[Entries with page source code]
____
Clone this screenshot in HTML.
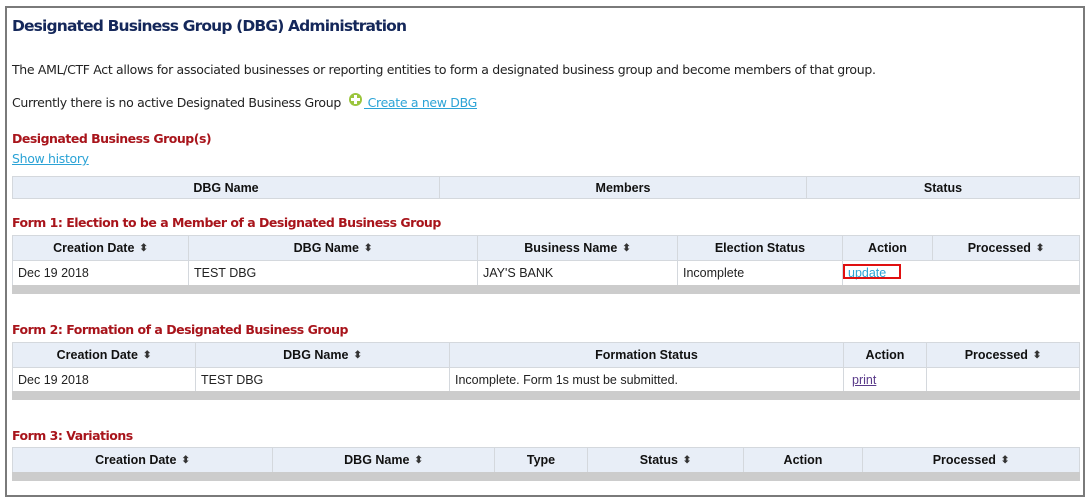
<!DOCTYPE html><html><head><meta charset="utf-8"><style>
*{margin:0;padding:0;box-sizing:border-box}
body{width:1090px;height:498px;background:#fff;position:relative;overflow:hidden;font-family:"DejaVu Sans",sans-serif}
.frame{position:absolute;left:5px;top:6px;width:1080px;height:491px;border:2px solid #7a7a7a}
.a{position:absolute;white-space:nowrap}
.t{font-size:12.5px;color:#222;letter-spacing:-0.33px}
h1{position:absolute;left:12px;top:17px;font-size:15.5px;color:#14275a;font-weight:bold;white-space:nowrap;letter-spacing:-0.85px}
.red{font-size:12.5px;font-weight:bold;color:#a8141b;letter-spacing:-0.5px}
.lnk{color:#2ba3d6;text-decoration:underline}
.c{position:absolute;font-family:"Liberation Sans",Arial,sans-serif;font-size:12.5px;color:#222;display:flex;align-items:center;border:1px solid #d4d8dd}
.h{background:#e8eef7;font-weight:bold;justify-content:center;color:#111}
.d{background:#fff;padding-left:5px}
.g{position:absolute;background:#cccccc}
.s{font-size:10px;margin-left:5px;color:#333}
</style></head><body>
<div class="frame"></div>
<h1>Designated Business Group (DBG) Administration</h1>
<div class="a t" style="left:12px;top:62px">The AML/CTF Act allows for associated businesses or reporting entities to form a designated business group and become members of that group.</div>
<div class="a t" style="left:12px;top:95px">Currently there is no active Designated Business Group</div>
<div class="a" style="left:349px;top:93px;width:13px;height:13px;border-radius:50%;background:#9bc53d"><div style="position:absolute;left:5px;top:2px;width:3px;height:9px;background:#fff"></div><div style="position:absolute;left:2px;top:5px;width:9px;height:3px;background:#fff"></div></div>
<div class="a t lnk" style="left:364px;top:95px">&nbsp;Create a new DBG</div>
<div class="a red" style="left:12px;top:131px">Designated Business Group(s)</div>
<div class="a t lnk" style="left:12px;top:151px">Show history</div>

<div class="c h" style="left:12px;top:176px;width:428px;height:23px">DBG Name</div>
<div class="c h" style="left:439px;top:176px;width:368px;height:23px">Members</div>
<div class="c h" style="left:806px;top:176px;width:274px;height:23px">Status</div>

<div class="a red" style="left:12px;top:215px">Form 1: Election to be a Member of a Designated Business Group</div>
<div class="c h" style="left:12px;top:235px;width:177px;height:26px">Creation Date<span class="s">⬍</span></div>
<div class="c h" style="left:188px;top:235px;width:290px;height:26px">DBG Name<span class="s">⬍</span></div>
<div class="c h" style="left:477px;top:235px;width:201px;height:26px">Business Name<span class="s">⬍</span></div>
<div class="c h" style="left:677px;top:235px;width:166px;height:26px">Election Status</div>
<div class="c h" style="left:842px;top:235px;width:91px;height:26px">Action</div>
<div class="c h" style="left:932px;top:235px;width:148px;height:26px">Processed<span class="s">⬍</span></div>
<div class="c d" style="left:12px;top:260px;width:177px;height:26px">Dec 19 2018</div>
<div class="c d" style="left:188px;top:260px;width:290px;height:26px">TEST DBG</div>
<div class="c d" style="left:477px;top:260px;width:201px;height:26px">JAY'S BANK</div>
<div class="c d" style="left:677px;top:260px;width:166px;height:26px">Incomplete</div>
<div class="c d" style="left:842px;top:260px;width:91px;height:26px;border-right:none"><span style="color:#2ba3d6;text-decoration:underline">update</span></div>
<div class="c d" style="left:932px;top:260px;width:148px;height:26px;border-left:none"></div>
<div class="a" style="left:843px;top:264px;width:58px;height:15px;border:2px solid #e01010"></div>
<div class="g" style="left:12px;top:285px;width:1068px;height:9px"></div>

<div class="a red" style="left:12px;top:322px">Form 2: Formation of a Designated Business Group</div>
<div class="c h" style="left:12px;top:342px;width:184px;height:26px">Creation Date<span class="s">⬍</span></div>
<div class="c h" style="left:195px;top:342px;width:255px;height:26px">DBG Name<span class="s">⬍</span></div>
<div class="c h" style="left:449px;top:342px;width:395px;height:26px">Formation Status</div>
<div class="c h" style="left:843px;top:342px;width:84px;height:26px">Action</div>
<div class="c h" style="left:926px;top:342px;width:154px;height:26px">Processed<span class="s">⬍</span></div>
<div class="c d" style="left:12px;top:367px;width:184px;height:25px">Dec 19 2018</div>
<div class="c d" style="left:195px;top:367px;width:255px;height:25px">TEST DBG</div>
<div class="c d" style="left:449px;top:367px;width:395px;height:25px">Incomplete. Form 1s must be submitted.</div>
<div class="c d" style="left:843px;top:367px;width:84px;height:25px;padding-left:8px"><span style="color:#5a3a8a;text-decoration:underline">print</span></div>
<div class="c d" style="left:926px;top:367px;width:154px;height:25px"></div>
<div class="g" style="left:12px;top:391px;width:1068px;height:9px"></div>

<div class="a red" style="left:12px;top:428px">Form 3: Variations</div>
<div class="c h" style="left:12px;top:447px;width:261px;height:26px">Creation Date<span class="s">⬍</span></div>
<div class="c h" style="left:272px;top:447px;width:223px;height:26px">DBG Name<span class="s">⬍</span></div>
<div class="c h" style="left:494px;top:447px;width:94px;height:26px">Type</div>
<div class="c h" style="left:587px;top:447px;width:157px;height:26px">Status<span class="s">⬍</span></div>
<div class="c h" style="left:743px;top:447px;width:120px;height:26px">Action</div>
<div class="c h" style="left:862px;top:447px;width:218px;height:26px">Processed<span class="s">⬍</span></div>
<div class="g" style="left:12px;top:472px;width:1068px;height:9px"></div>
</body></html>
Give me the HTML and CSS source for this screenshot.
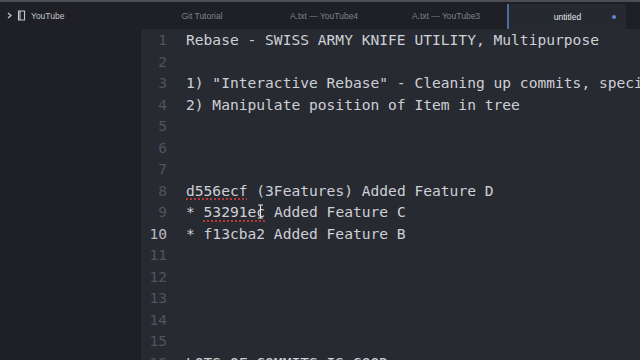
FILE: index.html
```html
<!DOCTYPE html>
<html>
<head>
<meta charset="utf-8">
<link rel="stylesheet" href="styles.css">
</head>
<body>
<div class="app">
  <aside class="sidebar">
    <div class="tree-head">
      <svg class="chev" width="5" height="7" viewBox="0 0 5 7"><path d="M1 1l3 2.5L1 6" fill="none" stroke="#c4c6cc" stroke-width="1.3"/></svg>
      <svg class="book" width="9" height="11" viewBox="0 0 9 11"><path d="M1.5 1h6v9h-6z M3 1v9" fill="none" stroke="#c4c6cc" stroke-width="1.1"/></svg>
      <span class="proj">YouTube</span>
    </div>
  </aside>
  <main class="main">
    <nav class="tabs">
      <div class="tab">Git Tutorial</div>
      <div class="tab">A.txt — YouTube4</div>
      <div class="tab">A.txt — YouTube3</div>
      <div class="tab active">untitled<span class="dot"></span></div>
    </nav>
    <section class="editor">
      <div class="gutter">
        <div>1</div><div>2</div><div>3</div><div>4</div><div>5</div><div>6</div><div>7</div><div>8</div><div>9</div><div class="cur">10</div><div>11</div><div>12</div><div>13</div><div>14</div><div>15</div><div>16</div>
      </div>
      <div class="code">
        <div class="ln">Rebase - SWISS ARMY KNIFE UTILITY, Multipurpose</div>
        <div class="ln"></div>
        <div class="ln">1) "Interactive Rebase" - Cleaning up commits, specifically</div>
        <div class="ln">2) Manipulate position of Item in tree</div>
        <div class="ln"></div>
        <div class="ln"></div>
        <div class="ln"></div>
        <div class="ln"><span class="spell">d556ecf</span> (3Features) Added Feature D</div>
        <div class="ln">* <span class="spell">53291ec</span> Added Feature C</div>
        <div class="ln">* f13cba2 Added Feature B</div>
        <div class="ln"></div>
        <div class="ln"></div>
        <div class="ln"></div>
        <div class="ln"></div>
        <div class="ln"></div>
        <div class="ln">LOTS OF COMMITS IS GOOD</div>
      </div>
      <svg class="ibeam" width="7" height="15" viewBox="0 0 7 15"><path d="M1 1h2l.5.5L4 1h2M3.5 1.5v12M1 14h2l.5-.5.5.5h2" fill="none" stroke="#e8e8e8" stroke-width="1.1"/></svg>
    </section>
  </main>
</div>
</body>
</html>
```

FILE: styles.css
```css
html, body {
  margin: 0;
  padding: 0;
  width: 640px;
  height: 360px;
  overflow: hidden;
  background: #1f2127;
}
.app {
  display: flex;
  height: 358px;
  border-top: 2px solid #4b4d53;
}
.sidebar {
  width: 141px;
  flex: none;
  background: #1e2026;
}
.tree-head {
  display: flex;
  align-items: center;
  height: 27px;
  padding-left: 7px;
  gap: 5px;
  font-family: "Liberation Sans", Arial, sans-serif;
  font-size: 8.5px;
  color: #c4c6cc;
}
.main {
  flex: 1;
  display: flex;
  flex-direction: column;
  min-width: 0;
}
.tabs {
  display: flex;
  height: 27px;
  flex: none;
  background: #1e2026;
  font-family: "Liberation Sans", Arial, sans-serif;
  font-size: 8.5px;
  color: #7e828b;
}
.tab {
  width: 122px;
  flex: none;
  display: flex;
  align-items: center;
  justify-content: center;
  position: relative;
}
.tab.active {
  background: #262930;
  color: #e4e6ea;
  border-left: 2px solid #4a6aa8;
  width: 117px;
  margin-top: 2px;
  border-top-right-radius: 2px;
}
.dot {
  position: absolute;
  right: 10px;
  top: 11px;
  width: 4px;
  height: 4px;
  border-radius: 50%;
  background: #5d86d6;
}
.editor {
  flex: 1;
  display: flex;
  background: #282a32;
  position: relative;
  font-family: "DejaVu Sans Mono", "Liberation Mono", monospace;
  font-size: 14.6px;
  line-height: 21.5px;
  overflow: hidden;
}
.gutter {
  width: 26px;
  padding-right: 19px;
  text-align: right;
  color: #50545d;
  flex: none;
}
.gutter .cur { color: #b8bbc1; }
.code {
  color: #cdd0d5;
}
.ln {
  height: 21.5px;
  white-space: pre;
}
.spell {
  text-decoration: underline dotted #b8383a;
  text-decoration-thickness: 1.5px;
  text-underline-offset: 3px;
}
.ibeam {
  position: absolute;
  left: 116px;
  top: 175px;
}
```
____
Extract all lines from the material above that include the word "screenshot".

Clone this screenshot in HTML.
Give me the HTML and CSS source for this screenshot.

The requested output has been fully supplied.